Je suis l’ancienne présidente de l’Association Américaine d’Anthropologie et c’est pourquoi je vote pour le boycott des institutions académiques israéliennes

Depuis huit ans que l’Association Américaine d’Anthropologie a pour la première fois réfléchi au boycott académique d’Israël, les conditions des Palestiniens n’ont fait qu’empirer, et les institutions académiques israéliennes sont complices. C’est pourquoi je soutiens la nouvelle résolution de boycott.

En cette période critique, les anthropologues qui sont membres de l’Association Américaine d’Anthropologie ( AAA) sont confrontés à une décision capitale. La question qu’ils affrontent est une résolution de boycott des institutions académiques israéliennes, positionnée comme un acte de résistance non-violente faisant cause commune avec le peuple palestinien qui souffre des crimes d’apartheid et de persécution. Le vote électronique de la résolution débute le 15 juin et prendra fin le 14 juillet.
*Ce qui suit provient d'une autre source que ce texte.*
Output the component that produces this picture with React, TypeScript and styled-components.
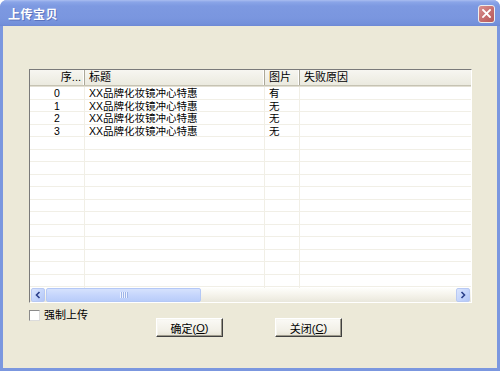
import styled, { createGlobalStyle } from 'styled-components';

const GlobalStyle = createGlobalStyle`
  html, body {
    margin: 0;
    padding: 0;
    background: #ffffff;
  }
  body {
    font-family: "Liberation Sans", "Noto Sans CJK SC", sans-serif;
    font-size: 11px;
    color: #000;
  }
`;

const Window = styled.div`
  width: 500px;
  height: 371px;
  box-sizing: border-box;
  display: flex;
  flex-direction: column;
  background: #7b97df;
  border-radius: 7px 7px 0 0;
  padding: 0 3px 3px;
  overflow: hidden;
`;

const TitleBar = styled.div`
  height: 26px;
  margin: 0 -3px;
  padding: 0 5px 0 8px;
  display: flex;
  align-items: center;
  justify-content: space-between;
  background: linear-gradient(
    180deg,
    #a9bdf0 0px,
    #8aa5e8 2px,
    #7d99e1 6px,
    #7a96df 18px,
    #7390da 24px,
    #6d88d4 26px
  );
`;

const Title = styled.span`
  color: #fff;
  font-size: 12px;
  font-weight: bold;
  letter-spacing: 0.5px;
  text-shadow: 1px 1px 0 #5a72bc;
`;

const CloseButton = styled.div`
  width: 15px;
  height: 16px;
  border: 1px solid #eee;
  border-radius: 3px;
  background: linear-gradient(135deg, #d99191 0%, #c46b6b 60%, #b65a5a 100%);
  display: flex;
  align-items: center;
  justify-content: center;
  margin-top: 1px;
`;

const Body = styled.div`
  flex: 1;
  background: #ece9d8;
  padding: 43px 25px 0 26px;
  display: flex;
  flex-direction: column;
`;

const ListView = styled.div`
  height: 234px;
  box-sizing: border-box;
  border-top: 1px solid #7a7a7a;
  border-left: 1px solid #7a7a7a;
  border-right: 1px solid #fff;
  border-bottom: 1px solid #fff;
  background: #fff;
  display: flex;
  flex-direction: column;
`;

const HeaderRow = styled.div`
  height: 16px;
  box-sizing: border-box;
  display: flex;
  background: linear-gradient(180deg, #f7f6f1 0%, #ebeadf 100%);
  border-bottom: 1px solid #c6c3b3;
  box-shadow: 0 1px 0 #e2dfd2;
`;

const HeaderCell = styled.div<{ $w?: number; $right?: boolean }>`
  ${(p) => (p.$w ? `width: ${p.$w}px;` : 'flex: 1;')}
  box-sizing: border-box;
  display: flex;
  align-items: center;
  justify-content: ${(p) => (p.$right ? 'flex-end' : 'flex-start')};
  padding: ${(p) => (p.$right ? '0 3px 0 0' : '0 0 0 4px')};
  border-right: 1px solid #aca899;
  box-shadow: inset -1px 0 0 #fff;
  white-space: nowrap;
  line-height: 15px;
  &:last-child {
    border-right: none;
    box-shadow: none;
  }
`;

const Rows = styled.div`
  flex: 1;
  overflow: hidden;
  margin-top: 1px;
`;

const Row = styled.div`
  height: 12.5px;
  box-sizing: border-box;
  display: flex;
  border-bottom: 1px solid #f1efe6;
`;

const Cell = styled.div<{ $w?: number; $center?: boolean }>`
  ${(p) => (p.$w ? `width: ${p.$w}px;` : 'flex: 1;')}
  box-sizing: border-box;
  border-right: 1px solid #f1efe6;
  padding-left: ${(p) => (p.$center ? '0' : '4px')};
  text-align: ${(p) => (p.$center ? 'center' : 'left')};
  font-size: 10.5px;
  line-height: 12px;
  white-space: nowrap;
  &:last-child {
    border-right: none;
  }
`;

const ScrollBar = styled.div`
  height: 14px;
  display: flex;
  align-items: stretch;
  background: linear-gradient(180deg, #fefefb 0%, #f3f1e8 60%, #e9e7dc 100%);
  padding: 0 1px;
  gap: 1px;
`;

const ScrollButton = styled.div`
  width: 14px;
  box-sizing: border-box;
  border: 1px solid #b8c9f3;
  border-radius: 2px;
  background: linear-gradient(135deg, #dbe5fd 0%, #c2d3fb 60%, #b3c6f6 100%);
  display: flex;
  align-items: center;
  justify-content: center;
`;

const Thumb = styled.div`
  width: 155px;
  box-sizing: border-box;
  border: 1px solid #b4c8f6;
  border-radius: 2px;
  background: linear-gradient(180deg, #d6e2fd 0%, #c6d6fc 50%, #b9cdf9 100%);
  display: flex;
  align-items: center;
  justify-content: center;
`;

const Grip = styled.div`
  display: flex;
  gap: 1px;
  span {
    width: 1px;
    height: 6px;
    background: #eef3ff;
    box-shadow: 1px 0 0 #9fb5e8;
  }
`;

const ScrollSpacer = styled.div`
  flex: 1;
`;

const Footer = styled.div`
  display: flex;
  align-items: flex-start;
  margin-top: 6px;
`;

const CheckField = styled.label`
  width: 127px;
  display: flex;
  align-items: center;
  gap: 4px;
  font-size: 11px;
  line-height: 12px;
`;

const CheckBox = styled.span`
  width: 11px;
  height: 11px;
  box-sizing: border-box;
  border: 1px solid #8a8a8a;
  border-right-color: #dcdcdc;
  border-bottom-color: #dcdcdc;
  background: #fff;
  display: inline-block;
`;

const ButtonRow = styled.div`
  display: flex;
  gap: 52px;
  margin-top: 9px;
`;

const Button = styled.div`
  width: 67px;
  height: 19px;
  box-sizing: border-box;
  border: 1px solid;
  border-color: #fff #404040 #404040 #fff;
  box-shadow: inset -1px -1px 0 #9d9a8c, inset 1px 1px 0 #f7f6f0;
  background: linear-gradient(180deg, #fbfaf6 0%, #f1efe6 70%, #e6e3d5 100%);
  display: flex;
  align-items: center;
  justify-content: center;
  font-size: 11px;
  u {
    text-decoration: underline;
  }
`;

const rows = [
  { no: '0', title: 'XX品牌化妆镜冲心特惠', pic: '有' },
  { no: '1', title: 'XX品牌化妆镜冲心特惠', pic: '无' },
  { no: '2', title: 'XX品牌化妆镜冲心特惠', pic: '无' },
  { no: '3', title: 'XX品牌化妆镜冲心特惠', pic: '无' },
];

const TOTAL_ROWS = 17;

export default function App() {
  const filled = [...rows];
  while (filled.length < TOTAL_ROWS) filled.push({ no: '', title: '', pic: '' });

  return (
    <>
      <GlobalStyle />
      <Window>
        <TitleBar>
          <Title>上传宝贝</Title>
          <CloseButton>
            <svg width="9" height="9" viewBox="0 0 9 9">
              <path d="M1 1 L8 8 M8 1 L1 8" stroke="#fff" strokeWidth="1.8" strokeLinecap="square" />
            </svg>
          </CloseButton>
        </TitleBar>
        <Body>
          <ListView>
            <HeaderRow>
              <HeaderCell $w={55} $right>
                序...
              </HeaderCell>
              <HeaderCell $w={180}>标题</HeaderCell>
              <HeaderCell $w={35}>图片</HeaderCell>
              <HeaderCell>失败原因</HeaderCell>
            </HeaderRow>
            <Rows>
              {filled.map((r, i) => (
                <Row key={i}>
                  <Cell $w={55} $center>
                    {r.no}
                  </Cell>
                  <Cell $w={180}>{r.title}</Cell>
                  <Cell $w={35}>{r.pic}</Cell>
                  <Cell />
                </Row>
              ))}
            </Rows>
            <ScrollBar>
              <ScrollButton>
                <svg width="6" height="8" viewBox="0 0 6 8">
                  <path d="M4.5 1 L1.5 4 L4.5 7" stroke="#2b3f8a" strokeWidth="1.6" fill="none" />
                </svg>
              </ScrollButton>
              <Thumb>
                <Grip>
                  <span />
                  <span />
                  <span />
                  <span />
                </Grip>
              </Thumb>
              <ScrollSpacer />
              <ScrollButton>
                <svg width="6" height="8" viewBox="0 0 6 8">
                  <path d="M1.5 1 L4.5 4 L1.5 7" stroke="#2b3f8a" strokeWidth="1.6" fill="none" />
                </svg>
              </ScrollButton>
            </ScrollBar>
          </ListView>
          <Footer>
            <CheckField>
              <CheckBox />
              强制上传
            </CheckField>
            <ButtonRow>
              <Button>
                确定(<u>O</u>)
              </Button>
              <Button>
                关闭(<u>C</u>)
              </Button>
            </ButtonRow>
          </Footer>
        </Body>
      </Window>
    </>
  );
}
J’ai déjà été confrontée à cette décision. Le 20 novembre 2015, un nombre record de 1.400 membres participaient à l’assemblée générale annuelle de l’association. La longue nuit de discussion et de débat s’est conclue de façon décisive : une motion a été adoptée à une large majorité de soumettre la résolution de boycotter les institutions académiques israéliennes à l’ensemble des membres pour un vote au printemps suivant. Avec une participation de votants sans précédent, la résolution n’a pas été adoptée à peu de chose près. Un taux record de 51 % des membres a voté ; le boycott a été rejeté, avec 2.423 contre et 2.384 pour le boycott.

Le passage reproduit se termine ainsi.